--- START Recorded data ---

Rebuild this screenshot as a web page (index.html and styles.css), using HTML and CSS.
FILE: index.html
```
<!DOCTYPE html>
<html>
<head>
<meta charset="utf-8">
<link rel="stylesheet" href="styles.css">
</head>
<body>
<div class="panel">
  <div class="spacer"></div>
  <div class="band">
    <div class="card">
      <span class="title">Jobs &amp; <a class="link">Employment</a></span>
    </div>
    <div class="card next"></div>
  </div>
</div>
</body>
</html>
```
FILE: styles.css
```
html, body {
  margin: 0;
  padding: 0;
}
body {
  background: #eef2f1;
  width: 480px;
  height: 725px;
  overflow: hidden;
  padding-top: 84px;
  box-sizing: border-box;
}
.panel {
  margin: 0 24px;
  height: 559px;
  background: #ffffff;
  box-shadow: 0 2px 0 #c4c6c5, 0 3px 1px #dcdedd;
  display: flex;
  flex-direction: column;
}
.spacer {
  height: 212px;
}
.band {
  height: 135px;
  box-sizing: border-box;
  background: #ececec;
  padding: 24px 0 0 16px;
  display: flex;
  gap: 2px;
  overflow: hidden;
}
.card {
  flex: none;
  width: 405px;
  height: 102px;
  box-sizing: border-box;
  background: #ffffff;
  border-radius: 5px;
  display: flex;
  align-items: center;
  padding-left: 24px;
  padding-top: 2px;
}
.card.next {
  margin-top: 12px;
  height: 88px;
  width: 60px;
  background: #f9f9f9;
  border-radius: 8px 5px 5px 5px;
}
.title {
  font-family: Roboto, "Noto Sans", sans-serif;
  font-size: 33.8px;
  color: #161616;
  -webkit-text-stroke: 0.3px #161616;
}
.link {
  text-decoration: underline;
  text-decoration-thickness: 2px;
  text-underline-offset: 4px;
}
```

--- END Recorded data ---

### [Exercise]
Return the whole listing exactly.

### [Correct result]
Rebuild this screenshot as a web page (index.html and styles.css), using HTML and CSS.
FILE: index.html
```
<!DOCTYPE html>
<html>
<head>
<meta charset="utf-8">
<link rel="stylesheet" href="styles.css">
</head>
<body>
<div class="panel">
  <div class="spacer"></div>
  <div class="band">
    <div class="card">
      <span class="title">Jobs &amp; <a class="link">Employment</a></span>
    </div>
    <div class="card next"></div>
  </div>
</div>
</body>
</html>
```
FILE: styles.css
```
html, body {
  margin: 0;
  padding: 0;
}
body {
  background: #eef2f1;
  width: 480px;
  height: 725px;
  overflow: hidden;
  padding-top: 84px;
  box-sizing: border-box;
}
.panel {
  margin: 0 24px;
  height: 559px;
  background: #ffffff;
  box-shadow: 0 2px 0 #c4c6c5, 0 3px 1px #dcdedd;
  display: flex;
  flex-direction: column;
}
.spacer {
  height: 212px;
}
.band {
  height: 135px;
  box-sizing: border-box;
  background: #ececec;
  padding: 24px 0 0 16px;
  display: flex;
  gap: 2px;
  overflow: hidden;
}
.card {
  flex: none;
  width: 405px;
  height: 102px;
  box-sizing: border-box;
  background: #ffffff;
  border-radius: 5px;
  display: flex;
  align-items: center;
  padding-left: 24px;
  padding-top: 2px;
}
.card.next {
  margin-top: 12px;
  height: 88px;
  width: 60px;
  background: #f9f9f9;
  border-radius: 8px 5px 5px 5px;
}
.title {
  font-family: Roboto, "Noto Sans", sans-serif;
  font-size: 33.8px;
  color: #161616;
  -webkit-text-stroke: 0.3px #161616;
}
.link {
  text-decoration: underline;
  text-decoration-thickness: 2px;
  text-underline-offset: 4px;
}
```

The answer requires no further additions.